### Stated goal
Copy out the lines that have "screenshot" in them.
· · · · ·
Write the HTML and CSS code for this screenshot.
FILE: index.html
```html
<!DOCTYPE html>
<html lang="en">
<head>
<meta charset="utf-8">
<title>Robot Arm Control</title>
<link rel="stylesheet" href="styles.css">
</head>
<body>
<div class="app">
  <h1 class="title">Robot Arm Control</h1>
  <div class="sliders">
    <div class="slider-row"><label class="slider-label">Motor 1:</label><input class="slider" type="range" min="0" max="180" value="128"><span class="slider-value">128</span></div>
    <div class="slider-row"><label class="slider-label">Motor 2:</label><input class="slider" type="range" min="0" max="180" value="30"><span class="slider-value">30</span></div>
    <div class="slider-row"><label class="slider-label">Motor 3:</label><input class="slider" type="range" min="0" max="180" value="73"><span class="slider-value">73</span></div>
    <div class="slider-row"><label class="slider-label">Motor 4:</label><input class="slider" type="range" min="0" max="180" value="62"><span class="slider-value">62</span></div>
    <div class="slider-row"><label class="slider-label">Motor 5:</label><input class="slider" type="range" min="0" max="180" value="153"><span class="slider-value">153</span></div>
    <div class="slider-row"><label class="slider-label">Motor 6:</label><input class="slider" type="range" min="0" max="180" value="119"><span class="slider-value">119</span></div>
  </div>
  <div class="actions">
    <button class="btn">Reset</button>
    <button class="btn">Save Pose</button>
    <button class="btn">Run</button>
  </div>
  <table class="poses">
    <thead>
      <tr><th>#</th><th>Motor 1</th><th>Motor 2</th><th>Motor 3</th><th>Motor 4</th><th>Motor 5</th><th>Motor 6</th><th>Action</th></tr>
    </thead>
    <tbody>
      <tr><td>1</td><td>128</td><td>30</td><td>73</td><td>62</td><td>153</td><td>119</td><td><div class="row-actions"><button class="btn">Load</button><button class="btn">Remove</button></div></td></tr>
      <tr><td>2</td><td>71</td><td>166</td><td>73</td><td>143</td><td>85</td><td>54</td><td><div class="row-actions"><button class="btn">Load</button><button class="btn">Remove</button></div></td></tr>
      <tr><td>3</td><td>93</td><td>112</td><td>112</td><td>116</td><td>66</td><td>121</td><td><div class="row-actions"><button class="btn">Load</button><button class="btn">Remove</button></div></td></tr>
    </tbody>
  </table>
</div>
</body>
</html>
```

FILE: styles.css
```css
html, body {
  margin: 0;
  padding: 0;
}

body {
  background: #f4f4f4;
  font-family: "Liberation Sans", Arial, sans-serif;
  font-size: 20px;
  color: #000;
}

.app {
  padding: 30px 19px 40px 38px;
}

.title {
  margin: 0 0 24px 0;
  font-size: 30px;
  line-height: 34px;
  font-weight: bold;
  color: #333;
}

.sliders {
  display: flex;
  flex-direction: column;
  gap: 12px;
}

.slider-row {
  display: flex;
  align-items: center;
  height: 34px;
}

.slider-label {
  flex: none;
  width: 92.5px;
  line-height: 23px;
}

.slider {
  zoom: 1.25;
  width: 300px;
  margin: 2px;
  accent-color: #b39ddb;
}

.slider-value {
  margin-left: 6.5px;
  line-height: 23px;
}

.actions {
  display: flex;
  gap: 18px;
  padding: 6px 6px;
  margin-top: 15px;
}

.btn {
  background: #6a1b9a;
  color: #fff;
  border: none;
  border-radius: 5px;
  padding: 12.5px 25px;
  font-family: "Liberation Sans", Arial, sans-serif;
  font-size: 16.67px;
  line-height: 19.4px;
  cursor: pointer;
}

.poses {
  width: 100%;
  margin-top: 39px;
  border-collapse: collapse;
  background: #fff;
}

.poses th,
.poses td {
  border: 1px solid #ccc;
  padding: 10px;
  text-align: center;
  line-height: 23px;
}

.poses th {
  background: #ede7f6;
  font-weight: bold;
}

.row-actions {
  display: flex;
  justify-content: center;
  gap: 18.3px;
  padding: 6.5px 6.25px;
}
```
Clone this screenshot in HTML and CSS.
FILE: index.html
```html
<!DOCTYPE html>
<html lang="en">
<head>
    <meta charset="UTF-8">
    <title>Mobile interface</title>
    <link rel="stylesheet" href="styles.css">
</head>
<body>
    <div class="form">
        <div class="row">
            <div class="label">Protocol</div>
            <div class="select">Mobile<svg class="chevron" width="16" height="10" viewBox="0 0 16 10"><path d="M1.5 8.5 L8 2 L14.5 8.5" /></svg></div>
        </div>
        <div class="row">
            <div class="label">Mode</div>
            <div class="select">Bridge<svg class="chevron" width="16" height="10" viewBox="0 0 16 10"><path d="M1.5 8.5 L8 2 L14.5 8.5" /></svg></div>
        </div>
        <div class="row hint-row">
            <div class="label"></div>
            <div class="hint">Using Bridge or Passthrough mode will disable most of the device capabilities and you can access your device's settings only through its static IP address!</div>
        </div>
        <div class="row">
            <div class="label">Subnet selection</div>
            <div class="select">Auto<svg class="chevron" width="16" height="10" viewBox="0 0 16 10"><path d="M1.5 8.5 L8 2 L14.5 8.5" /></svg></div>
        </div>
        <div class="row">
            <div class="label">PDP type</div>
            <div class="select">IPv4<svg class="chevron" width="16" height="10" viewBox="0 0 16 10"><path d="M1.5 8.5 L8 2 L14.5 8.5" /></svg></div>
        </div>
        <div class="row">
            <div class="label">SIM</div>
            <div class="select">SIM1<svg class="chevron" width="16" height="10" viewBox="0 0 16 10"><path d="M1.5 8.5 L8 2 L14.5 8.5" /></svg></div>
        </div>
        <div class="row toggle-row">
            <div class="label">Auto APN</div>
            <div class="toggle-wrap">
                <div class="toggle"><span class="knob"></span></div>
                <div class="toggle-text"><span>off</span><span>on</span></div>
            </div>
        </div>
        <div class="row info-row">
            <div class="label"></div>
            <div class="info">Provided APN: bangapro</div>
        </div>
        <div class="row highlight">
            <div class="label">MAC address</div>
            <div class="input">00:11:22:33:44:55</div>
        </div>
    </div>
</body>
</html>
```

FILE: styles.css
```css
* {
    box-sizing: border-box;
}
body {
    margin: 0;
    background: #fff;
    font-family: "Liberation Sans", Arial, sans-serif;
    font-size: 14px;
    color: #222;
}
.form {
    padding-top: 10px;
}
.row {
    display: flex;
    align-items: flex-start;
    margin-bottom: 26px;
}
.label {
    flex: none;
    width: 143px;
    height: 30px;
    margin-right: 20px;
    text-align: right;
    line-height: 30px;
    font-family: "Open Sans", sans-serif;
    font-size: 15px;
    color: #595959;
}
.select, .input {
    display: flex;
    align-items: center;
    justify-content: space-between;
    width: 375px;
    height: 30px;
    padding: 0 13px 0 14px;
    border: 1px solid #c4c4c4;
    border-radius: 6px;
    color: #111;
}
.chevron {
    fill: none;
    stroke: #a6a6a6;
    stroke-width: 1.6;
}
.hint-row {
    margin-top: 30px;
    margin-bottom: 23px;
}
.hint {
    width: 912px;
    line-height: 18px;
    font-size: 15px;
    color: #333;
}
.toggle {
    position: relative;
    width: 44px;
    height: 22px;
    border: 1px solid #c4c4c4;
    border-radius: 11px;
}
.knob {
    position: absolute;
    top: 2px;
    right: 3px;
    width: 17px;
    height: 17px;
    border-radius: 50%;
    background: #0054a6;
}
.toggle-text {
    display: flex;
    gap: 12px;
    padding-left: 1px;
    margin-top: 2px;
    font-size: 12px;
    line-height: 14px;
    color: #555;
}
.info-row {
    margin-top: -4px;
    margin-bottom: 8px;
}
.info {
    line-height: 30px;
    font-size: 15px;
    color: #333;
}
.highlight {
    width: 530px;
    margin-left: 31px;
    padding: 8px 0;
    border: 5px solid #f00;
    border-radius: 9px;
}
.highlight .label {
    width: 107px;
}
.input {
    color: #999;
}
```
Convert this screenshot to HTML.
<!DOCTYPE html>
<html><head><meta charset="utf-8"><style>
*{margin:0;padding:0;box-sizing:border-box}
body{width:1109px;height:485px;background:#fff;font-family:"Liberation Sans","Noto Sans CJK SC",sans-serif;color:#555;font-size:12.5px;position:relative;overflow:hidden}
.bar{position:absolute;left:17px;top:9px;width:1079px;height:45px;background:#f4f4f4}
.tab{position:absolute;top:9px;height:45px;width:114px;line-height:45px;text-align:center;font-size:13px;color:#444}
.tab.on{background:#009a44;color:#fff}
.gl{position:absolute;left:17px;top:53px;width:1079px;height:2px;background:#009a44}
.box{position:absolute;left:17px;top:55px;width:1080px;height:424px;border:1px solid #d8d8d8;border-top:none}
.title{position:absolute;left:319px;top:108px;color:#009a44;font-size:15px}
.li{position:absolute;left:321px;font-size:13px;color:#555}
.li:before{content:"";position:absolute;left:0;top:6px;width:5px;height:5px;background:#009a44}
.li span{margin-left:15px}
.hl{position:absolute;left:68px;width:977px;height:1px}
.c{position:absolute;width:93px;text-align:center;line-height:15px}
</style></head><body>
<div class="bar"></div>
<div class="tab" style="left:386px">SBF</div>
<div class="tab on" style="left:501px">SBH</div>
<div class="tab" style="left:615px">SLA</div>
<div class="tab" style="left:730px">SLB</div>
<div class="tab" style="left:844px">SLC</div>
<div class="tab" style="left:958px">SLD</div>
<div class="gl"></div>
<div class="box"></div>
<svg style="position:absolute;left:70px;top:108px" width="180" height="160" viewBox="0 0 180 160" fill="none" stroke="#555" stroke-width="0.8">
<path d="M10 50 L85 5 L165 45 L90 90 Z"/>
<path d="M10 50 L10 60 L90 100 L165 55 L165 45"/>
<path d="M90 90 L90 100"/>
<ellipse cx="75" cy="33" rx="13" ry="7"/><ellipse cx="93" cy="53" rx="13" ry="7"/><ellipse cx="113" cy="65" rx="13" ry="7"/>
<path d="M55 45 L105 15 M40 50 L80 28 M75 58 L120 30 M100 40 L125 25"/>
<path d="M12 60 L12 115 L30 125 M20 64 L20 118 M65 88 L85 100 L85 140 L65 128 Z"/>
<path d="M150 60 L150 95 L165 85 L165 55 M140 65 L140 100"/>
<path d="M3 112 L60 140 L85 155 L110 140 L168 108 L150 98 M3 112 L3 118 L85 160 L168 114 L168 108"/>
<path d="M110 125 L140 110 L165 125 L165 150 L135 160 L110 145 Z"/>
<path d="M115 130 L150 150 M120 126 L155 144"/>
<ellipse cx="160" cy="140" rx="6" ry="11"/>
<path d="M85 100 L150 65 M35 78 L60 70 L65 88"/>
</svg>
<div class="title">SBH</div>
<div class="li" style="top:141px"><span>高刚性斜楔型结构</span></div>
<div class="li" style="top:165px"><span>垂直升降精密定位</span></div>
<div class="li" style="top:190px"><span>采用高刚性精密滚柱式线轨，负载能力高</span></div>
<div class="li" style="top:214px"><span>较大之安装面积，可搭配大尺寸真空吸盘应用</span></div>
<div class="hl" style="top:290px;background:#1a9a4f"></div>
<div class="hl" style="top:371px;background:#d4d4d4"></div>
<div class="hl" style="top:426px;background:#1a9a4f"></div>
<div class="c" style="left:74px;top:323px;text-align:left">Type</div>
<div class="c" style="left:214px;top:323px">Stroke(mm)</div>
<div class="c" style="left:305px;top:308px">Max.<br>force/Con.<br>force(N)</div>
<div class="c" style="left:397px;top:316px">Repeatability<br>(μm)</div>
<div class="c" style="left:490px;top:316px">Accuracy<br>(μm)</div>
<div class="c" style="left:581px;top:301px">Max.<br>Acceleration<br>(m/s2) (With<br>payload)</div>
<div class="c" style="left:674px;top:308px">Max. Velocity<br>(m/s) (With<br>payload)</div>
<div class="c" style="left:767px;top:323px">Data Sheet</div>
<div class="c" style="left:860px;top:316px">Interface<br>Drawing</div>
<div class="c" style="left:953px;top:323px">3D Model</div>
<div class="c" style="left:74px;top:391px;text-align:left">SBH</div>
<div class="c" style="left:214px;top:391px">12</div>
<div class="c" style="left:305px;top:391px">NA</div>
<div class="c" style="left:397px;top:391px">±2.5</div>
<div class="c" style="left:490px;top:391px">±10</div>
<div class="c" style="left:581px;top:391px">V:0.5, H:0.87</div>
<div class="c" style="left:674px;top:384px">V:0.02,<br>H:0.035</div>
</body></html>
· · · · ·
### Solution
Write the HTML and CSS code for this screenshot.
Clone this screenshot in HTML and CSS.
Convert this screenshot to HTML.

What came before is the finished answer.